Los libros de cocina de la época de los Tudor describen sobre todo los banquetes de los nobles. El apetito de Enrique VIII, padre de Isabel I, era descomunal, y los festines con los que se celebraban compromisos y matrimonios eran de 300 platos. En el palacio de Hampton Court se daba de comer a cientos de sirvientes y de guardias, y pueblos enteros se vaciaban para alimentar a la corte. Isabel I adoraba el azúcar, recién llegada a Inglaterra, y comía caramelos y dulces en tanta cantidad que su dentadura terminó negra y llena de caries.

***

En las obras de Shakespeare se pueden encontrar más de 2.000 referencias culinarias y en su universo se come y se goza, se hacen duelos y se mata, y se pelean guerras cruentas. El Falstaff de Enrique IV es un tabernero y en su taberna se vende cerveza aguada y estofado de carnero. En la guerra, llorando en los campos de Francia, extraña la comida de su taberna.

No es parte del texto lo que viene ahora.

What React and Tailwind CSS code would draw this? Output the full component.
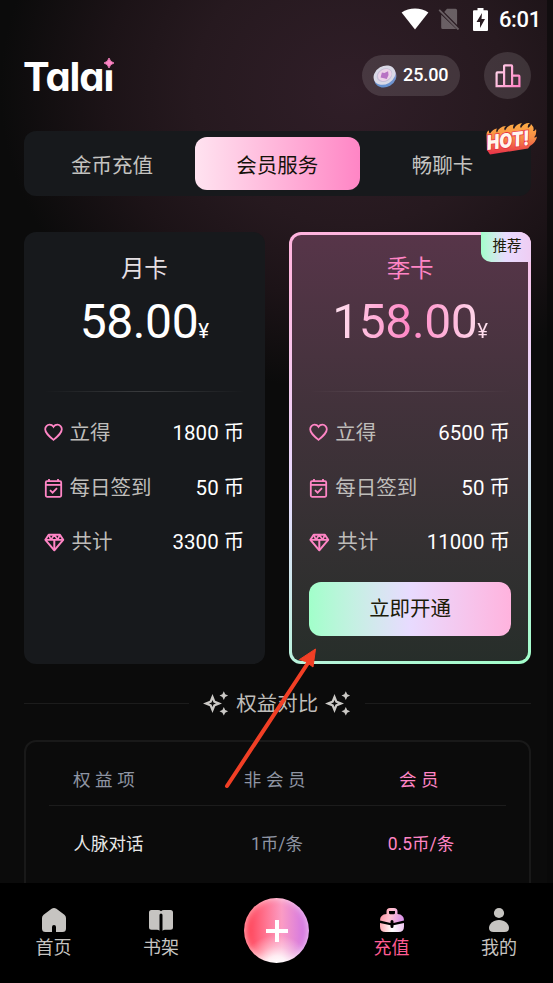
const plans = [
  {
    name: "月卡",
    price: "58.00",
    rows: [
      { icon: "heart", label: "立得", value: "1800 币" },
      { icon: "calendar", label: "每日签到", value: "50 币" },
      { icon: "diamond", label: "共计", value: "3300 币" },
    ],
  },
  {
    name: "季卡",
    price: "158.00",
    recommended: true,
    rows: [
      { icon: "heart", label: "立得", value: "6500 币" },
      { icon: "calendar", label: "每日签到", value: "50 币" },
      { icon: "diamond", label: "共计", value: "11000 币" },
    ],
  },
];

function StatusBar() {
  return (
    <div className="flex h-[38px] items-center justify-end pr-[6px] text-white">
      <svg className="mb-px" width="28" height="22" viewBox="0 0 28 22" fill="currentColor">
        <path d="M.6 4.600C8 -1 20 -1 27.400 4.600L14 21.500Z" />
      </svg>
      <svg className="ml-[9px] opacity-30" width="22" height="22" viewBox="0 0 22 22" fill="currentColor">
        <path d="M9 .8h8.500a1.600 1.600 0 0 1 1.600 1.600v14.600L6.200 4ZM3.200 6.800 18.300 21H4.800a1.600 1.600 0 0 1-1.600-1.600Z" />
        <path d="M1.200 1.800 20.500 21.500" stroke="currentColor" strokeWidth="1.800" />
      </svg>
      <svg className="ml-[13px]" width="15" height="23" viewBox="0 0 15 23">
        <path d="M4.500 0h6v2.300H14a1 1 0 0 1 1 1V22a1 1 0 0 1-1 1H1a1 1 0 0 1-1-1V3.300a1 1 0 0 1 1-1h3.500Z" fill="#fff" />
        <path d="M9 5 3.500 14H7v6l5-9H8.500Z" fill="#2a1c22" />
      </svg>
      <span className="ml-[11px] mt-[2px] text-[22px] font-medium leading-none tracking-[-0.3px]">6:01</span>
    </div>
  );
}

function Coin() {
  return (
    <svg width="24" height="24" viewBox="0 0 24 24">
      <defs>
        <linearGradient id="coinEdge" x1="0" y1="1" x2="1" y2="0">
          <stop offset="0" stopColor="#5c8fd0" />
          <stop offset=".55" stopColor="#7795cf" />
          <stop offset="1" stopColor="#f4a9b4" />
        </linearGradient>
      </defs>
      <g transform="rotate(-30 12 12)">
        <ellipse cx="11.500" cy="13.500" rx="11.500" ry="9.500" fill="url(#coinEdge)" />
        <ellipse cx="12" cy="11" rx="11.500" ry="9" fill="#d9d9e6" />
        <ellipse cx="12" cy="11" rx="8.200" ry="6.500" fill="#c6bed8" />
        <ellipse cx="12.300" cy="11" rx="7.200" ry="5.600" fill="#ecd3e8" />
        <path d="m7.500 11 3.500-3.500 2 1.500 4 .5-1.500 3.500-3.500 2.500-2-2Z" fill="#b873c4" />
      </g>
    </svg>
  );
}

function Header() {
  return (
    <header className="flex h-[93px] items-start justify-between pl-[23px] pr-[16px]">
      <div className="relative mt-[15px] font-['Inter'] text-[40px] font-bold leading-[48px] tracking-[-1.100px] text-white [font-feature-settings:'cv11']">
        Tala<span className="inline-block [clip-path:inset(36%_0_0_0)]">i</span>
        <svg className="absolute right-[-1px] top-[5px]" width="10" height="10" viewBox="0 0 10 10" fill="#ff85c5">
          <path d="M5 0Q6 4 10 5Q6 6 5 10Q4 6 0 5Q4 4 5 0Z" stroke="#ff85c5" strokeWidth=".8" />
        </svg>
      </div>
      <div className="flex items-center gap-6 pt-[14px]">
        <div className="flex h-[41px] w-[98px] items-center gap-[6px] rounded-full bg-white/12 pl-[11px]">
          <Coin />
          <span className="mt-[-2px] text-[18px] font-medium tracking-[-0.1px] text-white">25.00</span>
        </div>
        <div className="flex size-[47px] items-center justify-center rounded-full bg-white/12">
          <svg width="26" height="24" viewBox="0 0 26 24" fill="none" stroke="url(#rank)" strokeWidth="2.200">
            <defs>
              <linearGradient id="rank" gradientUnits="userSpaceOnUse" x1="0" y1="0" x2="26" y2="14">
                <stop offset="0" stopColor="#ffe0ef" />
                <stop offset="1" stopColor="#ff85c5" />
              </linearGradient>
            </defs>
            <path d="M9.100 22.200V2.200a.8.8 0 0 1 .8-.8h6.400a.8.8 0 0 1 .8.8v20M9.100 8.400H2.400a.8.8 0 0 0-.8.8v13h22.800V12.400a.8.8 0 0 0-.8-.8h-6.500" />
          </svg>
        </div>
      </div>
    </header>
  );
}

function HotBadge() {
  return (
    <svg className="absolute right-[-8px] top-[-10px] overflow-visible" width="56" height="37" viewBox="-2 -2 56 37">
      <defs>
        <linearGradient id="flame" x1="0" y1="0" x2="0" y2="1">
          <stop offset="0" stopColor="#ffae45" />
          <stop offset=".5" stopColor="#f58a45" />
          <stop offset="1" stopColor="#e82f49" />
        </linearGradient>
      </defs>
      <path
        d="M2 27 1.500 12Q1.500 8 4 7.500q-.2 2.500 1 3 3-4.500 7-5-1.500 2.500 0 4 2-6 9-6.500-3 2.500-1 4.500 3-6 9-6-2 3 0 4.500 2-5 8-6-3 3.500-1 5 3-5.500 9-5-3 1.500-2 5 3-1.500 3-4 4 4 2 7 2 .5 3-2 1 5.500-2 8.500 2 0 3-1-1 6-7 9.500l-2 2.500-38 6Z"
        fill="url(#flame)"
      />
      <text
        x="2.500"
        y="27"
        transform="rotate(-7 2.500 27)"
        textLength="43"
        lengthAdjust="spacingAndGlyphs"
        fill="#fff6ee"
        stroke="#e72f45"
        strokeWidth="1.600"
        paintOrder="stroke"
        className="font-['Inter'] text-[20px] font-black italic"
      >
        HOT!
      </text>
    </svg>
  );
}

function Tabs() {
  return (
    <div className="relative grid h-[65px] grid-cols-3 rounded-xl bg-[#17191c] p-[6px] text-[20.500px] text-[#c4c3c0]">
      <button className="pt-[5px]">金币充值</button>
      <button className="rounded-xl bg-linear-to-r from-[#ffe3f0] to-[#ff85c5] pt-[5px] text-[#15120a]">会员服务</button>
      <button className="pt-[5px]">畅聊卡</button>
      <HotBadge />
    </div>
  );
}

function RowIcon({ name }) {
  if (name === "heart") {
    return (
      <svg className="mr-[7px] mt-[-2px]" width="19" height="19" viewBox="0 0 19 19" fill="none" stroke="#ff85c5" strokeWidth="1.800">
        <path d="M9.500 16.800C4.500 12.500 1.200 9.800 1.200 6.200A4.400 4.400 0 0 1 5.600 1.700c1.600 0 3 .8 3.900 2.100.9-1.300 2.300-2.100 3.900-2.100a4.400 4.400 0 0 1 4.400 4.500c0 3.600-3.300 6.300-8.300 10.600Z" />
      </svg>
    );
  }
  if (name === "calendar") {
    return (
      <svg className="mr-[7px]" width="19" height="19" viewBox="0 0 19 19" fill="none" stroke="#ff85c5" strokeWidth="1.800">
        <path d="M5 0v3M14 0v3" />
        <rect x="1.800" y="2.200" width="15.400" height="15.600" rx="1.200" />
        <path d="M1.800 5.900h15.400" />
        <path d="m6 11.200 2.600 2.500 4.400-4.500" />
      </svg>
    );
  }
  return (
    <svg className="mr-[7px] mt-[-1px]" width="21" height="19" viewBox="0 0 21 19" fill="none" stroke="#ff85c5" strokeWidth="2" strokeLinejoin="round">
      <path d="M4.700 1.800h11.200L19.200 6.800 10.300 17.300 1.400 6.800Z" />
      <path d="M1.400 6.800h17.800M4.700 1.800 7 6.800l3.300-5 3.300 5 2.300-5" strokeWidth="1.700" />
      <path d="M10.300 7v10" strokeWidth="2" />
    </svg>
  );
}

function PlanBody({ plan }) {
  return (
    <>
      <h2
        className={
          plan.recommended
            ? "text-center text-[23.500px] leading-[34px] text-[#ff85c5]"
            : "text-center text-[23.500px] leading-[34px] text-[#e5dfe3]"
        }
      >
        {plan.name}
      </h2>
      <div className="mt-[8px] flex h-[56px] items-baseline justify-center leading-[56px]">
        <span
          className={
            plan.recommended
              ? "bg-linear-to-r from-[#ffe3f0] via-[#ff85c5] to-[#ffe3f0] bg-clip-text text-transparent"
              : "text-white"
          }
        >
          <span className="text-[48px] tracking-[-0.400px]">{plan.price}</span>
          <span className="text-[20.500px]">¥</span>
        </span>
      </div>
      <div className="mt-[41px] h-px bg-linear-to-r from-transparent via-white/15 to-transparent" />
      <div className="mt-[15px]">
        {plan.rows.map((row) => (
          <div key={row.label} className="flex h-[54.500px] items-center text-[20.500px]">
            <RowIcon name={row.icon} />
            <span className="text-[#bfbdba]">{row.label}</span>
            <span className="ml-auto mr-px text-white">{row.value}</span>
          </div>
        ))}
      </div>
    </>
  );
}

function PlanCard({ plan }) {
  if (!plan.recommended) {
    return (
      <div className="h-[432px] rounded-xl bg-[#17191c] px-5 pt-5">
        <PlanBody plan={plan} />
      </div>
    );
  }
  return (
    <div className="relative h-[432px] rounded-xl bg-[linear-gradient(160deg,#ffb3de_0%,#ffb8e0_10%,#e8dbff_50%,#a1ffca_100%)] p-[3px]">
      <div className="h-full rounded-[9px] bg-linear-to-b from-[#573549] via-[#42323b] via-40% to-[#272e2a] px-[17px] pt-[17px]">
        <PlanBody plan={plan} />
        <button className="mt-[12px] h-[54px] w-full rounded-xl bg-linear-to-r from-[#a1ffca] via-[#e8dbff] to-[#ffb3de] text-[20.500px] text-[#1c1b08]">
          立即开通
        </button>
      </div>
      <div className="absolute right-0 top-0 flex h-[30px] w-[50px] items-center justify-center rounded-bl-[10px] rounded-tr-xl bg-linear-to-r from-[#a1ffca] via-[#e8dbff] to-[#efcdf3] pl-[2px] pt-px text-[14.500px] text-[#1c1b08]">
        推荐
      </div>
    </div>
  );
}

function Sparkles() {
  return (
    <svg className="mt-[-1px]" width="26" height="25" viewBox="0 0 26 25" fill="#cbc9c6">
      <path
        d="M9.500 3 12.200 9.800 19 12.500 12.200 15.200 9.500 22 6.800 15.200 0 12.500 6.800 9.800ZM9.500 9 8.500 11.500 6 12.500 8.500 13.500 9.500 16 10.500 13.500 13 12.500 10.500 11.500Z"
        fillRule="evenodd"
      />
      <path d="M20.800.3l1.400 2.900 2.900 1.400-2.900 1.400-1.400 2.900-1.400-2.900-2.900-1.400 2.900-1.400ZM20.800 16l1.400 2.900 2.900 1.400-2.900 1.400-1.400 2.900-1.400-2.900-2.900-1.400 2.900-1.400Z" />
    </svg>
  );
}

function Benefits() {
  return (
    <section>
      <div className="mt-[20px] flex h-[40px] items-center">
        <div className="mt-[-1px] h-px flex-1 bg-[#1c1c1c]" />
        <div className="ml-[14px] mr-[14px] flex items-center gap-[7px] text-[20.500px] text-[#bfbdba]">
          <Sparkles />
          <span className="mt-[2px]">权益对比</span>
          <Sparkles />
        </div>
        <div className="mt-[-1px] h-px flex-1 bg-[#1c1c1c]" />
      </div>
      <div className="mt-[16px] h-[160px] rounded-xl border-2 border-[#191919] px-[23px] text-[17.500px] text-[#8f95a3]">
        <div className="grid h-[64px] grid-cols-[156px_145px_143px] items-center border-b border-[#1c1c1c] pt-[14px] tracking-[4.600px]">
          <span className="pl-[24.500px]">权益项</span>
          <span className="text-center">非会员</span>
          <span className="text-center text-[#ff85c5]">会员</span>
        </div>
        <div className="grid h-[78px] grid-cols-[156px_145px_143px] items-center">
          <span className="pl-[25px] text-[#e8e8e8]">人脉对话</span>
          <span className="text-center">1币/条</span>
          <span className="text-center text-[#ff85c5]">0.5币/条</span>
        </div>
      </div>
    </section>
  );
}

function NavItem({ label, active, children }) {
  return (
    <div
      className={
        active
          ? "flex w-[60px] flex-col items-center text-[18px] leading-[26px] text-[#ff5c93]"
          : "flex w-[60px] flex-col items-center text-[18px] leading-[26px] text-[#c6c4c1]"
      }
    >
      <svg width="26" height="26" viewBox="0 0 26 26" fill="#c6c4c1">
        {children}
      </svg>
      <span className="mt-[2px]">{label}</span>
    </div>
  );
}

function BottomNav() {
  return (
    <nav className="relative flex h-[100px] items-start bg-black pl-[23.500px] pt-[24px]">
      <NavItem label="首页">
        <path d="M10.600 1.800a4 4 0 0 1 4.800 0l8 6q1.600 1.200 1.600 3.200v10.500a3.500 3.500 0 0 1-3.500 3.500H15v-5a2 2 0 0 0-4 0v5H4.500A3.500 3.500 0 0 1 1 21.500V11q0-2 1.600-3.200Z" />
      </NavItem>
      <div className="ml-[47.500px]">
        <NavItem label="书架">
          <path d="M3.500 3H10q2 0 3 1.200Q14 3 16 3h6.500A2.500 2.500 0 0 1 25 5.500v14.700a2.500 2.500 0 0 1-2.500 2.500H17q-1.500 0-2.500 1V8a1.500 1.500 0 0 0-3 0v15.700Q10.500 22.700 9 22.700H3.500A2.500 2.500 0 0 1 1 20.200V5.500A2.500 2.500 0 0 1 3.500 3Z" />
        </NavItem>
      </div>
      <div className="ml-[53px] mt-[-9px] flex size-[65px] items-center justify-center rounded-full bg-[radial-gradient(ellipse_34px_30px_at_50%_103%,#ffffff_0%,#ffffffd8_30%,#ffffff60_62%,#ffffff00_100%),linear-gradient(90deg,#ff4b60_10%,#ff7592_34%,#fb9cc4_58%,#d77be0_90%)] shadow-[inset_0_0_7px_#ffffffb3]">
        <svg width="22" height="22" viewBox="0 0 22 22" stroke="#fff" strokeWidth="4">
          <path d="M11 0v22M0 11h22" />
        </svg>
      </div>
      <div className="ml-[52.500px]">
        <NavItem label="充值" active>
          <defs>
            <linearGradient id="bag" x1="0" y1="0" x2="1" y2=".2">
              <stop offset="0" stopColor="#ff8a96" />
              <stop offset=".5" stopColor="#ffc0d0" />
              <stop offset="1" stopColor="#dd96e8" />
            </linearGradient>
            <linearGradient id="bagLow">
              <stop offset="0" stopColor="#ffabb4" />
              <stop offset=".5" stopColor="#fff" />
              <stop offset="1" stopColor="#f0c8f2" />
            </linearGradient>
          </defs>
          <path d="M7.500 7V4.500Q7.500 1 11 1h4q3.500 0 3.500 3.500V7q6.500.5 6.500 6.500l-10.500 2.500v-1.500a1.500 1.500 0 0 0-3 0V16L1 13.500Q1 7.500 7.500 7ZM10 4v2q0 1.300 1.300 1.300h3.400Q16 7.300 16 6V4Z" fill="url(#bag)" fillRule="evenodd" />
          <path d="m1 16 10.500 2.300v1.200a1.500 1.500 0 0 0 3 0v-1.200L25 16v3.500Q25 25 19.500 25h-13Q1 25 1 19.500Z" fill="url(#bagLow)" />
        </NavItem>
      </div>
      <div className="ml-[47.500px]">
        <NavItem label="我的">
          <circle cx="13" cy="6" r="5.100" />
          <path d="M13 13c6 0 10 4 10 8q0 4-4.500 4h-11Q3 25 3 21c0-4 4-8 10-8Z" />
        </NavItem>
      </div>
    </nav>
  );
}

export default function App() {
  return (
    <div className="relative flex h-[983px] w-[553px] flex-col overflow-hidden bg-[#0b0b0b] font-['Roboto','Noto_Sans_CJK_SC',sans-serif]">
      <div className="h-[883px] overflow-hidden border-r-[6px] border-[#09080999] bg-[radial-gradient(350px_300px_at_350px_90px,#301e28_0%,#26191f_45%,#1c1317_70%,#0b0b0b_100%)] bg-origin-border">
        <StatusBar />
        <Header />
        <main className="w-[531px] pl-[23.500px]">
          <Tabs />
          <div className="mt-[35.500px] grid grid-cols-2 gap-[24px]">
            {plans.map((plan) => (
              <PlanCard key={plan.name} plan={plan} />
            ))}
          </div>
          <Benefits />
        </main>
      </div>
      <BottomNav />
      {/* pointer to the subscribe button */}
      <svg className="absolute left-[220px] top-[640px]" width="104" height="152" viewBox="0 0 104 152">
        <path d="M7 146 88 23" stroke="#f13f25" strokeWidth="4" strokeLinecap="round" />
        <path d="M95.500 9 79.500 19.500l6 2 7.500 5.500Z" fill="#f13f25" stroke="#f13f25" />
      </svg>
    </div>
  );
}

Lady Macbeth droga a los guardianes del rey con hierbas, que agrega en el vino con crema —llamado possets — que tomaban, para que su esposo los pueda matar. Y el joven Hamlet se queja de que su madre sirvió en el banquete de bodas con su tío Claudio “carne de funeral”, aduciendo que es la misma comida que se comió en el entierro de su padre y que no ha pasado el tiempo de duelo reglamentario. No es otra cosa que carne que se ha cocinado adentro de una pasta en forma de ataúd. Quedaba entonces como una especie de empanada que conservaba la carne más tiempo.

Entre tanto, en Francia, Rabelais describe los banquetes de Pantagruel. Y la transición es perceptible. Del carne vale, el adiós a la carne medieval, el ayuno piadoso pidiendo perdones e indulgencias, hemos pasado, gracias a la exploración y conquista de nuevos mundos, a las comidas opíparas del Renacimiento.